Ungewohnte Einblicke in Unternehmen
Für viele Teilnehmerinnen und Teilnehmer biete "Kunst privat" außerdem eine Gelegenheit, Einblicke in Unternehmen zu gewinnen, die sonst nicht öffentlich zugänglich sind, erklärt Claudia Walkenhorst von Cosnova.

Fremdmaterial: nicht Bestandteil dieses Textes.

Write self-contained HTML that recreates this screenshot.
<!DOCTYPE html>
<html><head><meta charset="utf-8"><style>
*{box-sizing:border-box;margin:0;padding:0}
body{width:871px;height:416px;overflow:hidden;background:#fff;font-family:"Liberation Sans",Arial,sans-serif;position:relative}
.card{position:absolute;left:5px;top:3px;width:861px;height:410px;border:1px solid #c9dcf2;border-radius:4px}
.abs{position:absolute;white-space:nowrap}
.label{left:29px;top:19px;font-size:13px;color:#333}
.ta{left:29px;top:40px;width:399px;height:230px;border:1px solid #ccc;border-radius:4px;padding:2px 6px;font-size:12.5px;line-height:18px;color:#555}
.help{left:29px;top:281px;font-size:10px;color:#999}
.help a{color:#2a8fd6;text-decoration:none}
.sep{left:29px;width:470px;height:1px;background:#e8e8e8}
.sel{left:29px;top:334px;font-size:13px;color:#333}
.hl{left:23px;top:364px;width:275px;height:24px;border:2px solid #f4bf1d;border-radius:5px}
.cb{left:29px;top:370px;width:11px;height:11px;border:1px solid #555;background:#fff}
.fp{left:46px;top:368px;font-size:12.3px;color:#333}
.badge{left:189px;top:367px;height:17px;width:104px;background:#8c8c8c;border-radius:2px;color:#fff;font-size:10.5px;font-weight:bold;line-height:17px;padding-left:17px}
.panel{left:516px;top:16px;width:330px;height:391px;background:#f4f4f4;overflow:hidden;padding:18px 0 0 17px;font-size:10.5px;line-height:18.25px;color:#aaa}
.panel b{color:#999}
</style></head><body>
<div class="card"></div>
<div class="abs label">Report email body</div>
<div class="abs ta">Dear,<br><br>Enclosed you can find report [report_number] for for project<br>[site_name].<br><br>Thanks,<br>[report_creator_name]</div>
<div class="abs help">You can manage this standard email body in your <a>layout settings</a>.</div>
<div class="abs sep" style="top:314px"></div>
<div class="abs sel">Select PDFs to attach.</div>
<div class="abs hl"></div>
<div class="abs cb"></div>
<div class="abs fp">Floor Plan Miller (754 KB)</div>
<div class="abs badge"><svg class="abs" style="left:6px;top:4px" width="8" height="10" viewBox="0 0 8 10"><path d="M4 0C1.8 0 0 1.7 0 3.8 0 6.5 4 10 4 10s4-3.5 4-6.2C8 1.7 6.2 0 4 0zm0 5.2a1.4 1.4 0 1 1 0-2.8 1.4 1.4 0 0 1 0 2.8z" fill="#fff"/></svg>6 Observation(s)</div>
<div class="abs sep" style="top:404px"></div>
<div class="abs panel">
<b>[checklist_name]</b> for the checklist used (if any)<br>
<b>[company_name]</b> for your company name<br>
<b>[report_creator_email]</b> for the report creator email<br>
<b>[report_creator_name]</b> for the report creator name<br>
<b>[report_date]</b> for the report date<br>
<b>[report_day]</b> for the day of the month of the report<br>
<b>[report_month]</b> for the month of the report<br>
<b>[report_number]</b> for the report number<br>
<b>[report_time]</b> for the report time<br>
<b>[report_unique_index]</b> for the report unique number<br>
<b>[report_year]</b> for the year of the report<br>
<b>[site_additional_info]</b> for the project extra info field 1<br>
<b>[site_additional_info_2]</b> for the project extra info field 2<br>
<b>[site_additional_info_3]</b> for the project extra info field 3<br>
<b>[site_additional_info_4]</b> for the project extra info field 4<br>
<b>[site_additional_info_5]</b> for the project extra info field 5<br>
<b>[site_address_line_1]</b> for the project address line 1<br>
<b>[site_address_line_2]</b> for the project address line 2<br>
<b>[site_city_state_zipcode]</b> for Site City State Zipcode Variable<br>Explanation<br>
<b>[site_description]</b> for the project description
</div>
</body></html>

Zu ihrem Standort in Sulzbach etwa kämen hauptsächlich Anwohnerinnen und Anwohner aus der Nachbarschaft und Familien mit Kindern. Die Plätze sind limitiert: Bei Cosnova etwa können sich pro Führung zwischen 20 und 25 Menschen anmelden.
"Anders als im Museum"
In der Regel seien die Slots innerhalb von drei Tagen ausgebucht, sagt Walkenhorst – vielleicht auch deshalb, weil die Kunstvermittlung in einem Unternehmen "ganz anders ist als im Museum".

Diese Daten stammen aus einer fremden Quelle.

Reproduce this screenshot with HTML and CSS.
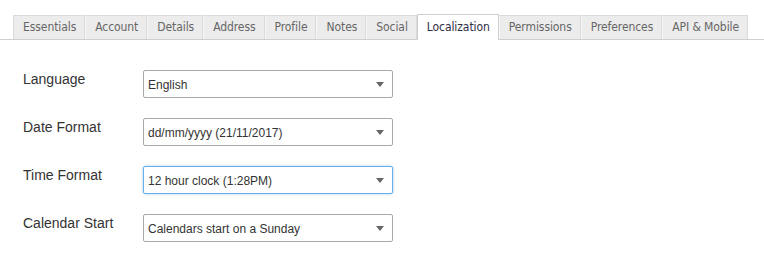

Da sie keinen kunsthistorischen Hintergrund habe, gebe es in ihren Führungen keinen Abriss zu Farbtheorie oder Techniken, so die Kuratorin. Stattdessen erzähle sie, warum ein Werk gekauft wurde, woher es stammt, ob sie den Künstler oder die Künstlerin kennengelernt habe. "Und viele Leute spielen mir zurück, dass sie das anspricht."
Junge Künstler unterstützen
Und was haben die Künstlerinnen und Künstler davon? Unternehmen könnten mit ihren Sammlungen aufstrebende Kreative dabei unterstützen, sich in der Szene zu etablieren, sagt Claudia Walkenhorst – und ihnen mit "Kunst privat" eine Plattform bieten, die sie sonst nicht haben.
"Da können sie noch mal ganz anders in den Fokus kommen: Das ist ein super interessiertes Publikum. Das merkt sich vielleicht den einen oder anderen Künstler und beschäftigt sich intensiver mit der Kunst", sagt die Kuratorin von Cosnova. "Und vielleicht hat der eine oder andere auch eine kleine Kunstsammlung zuhause, die danach etwas wächst."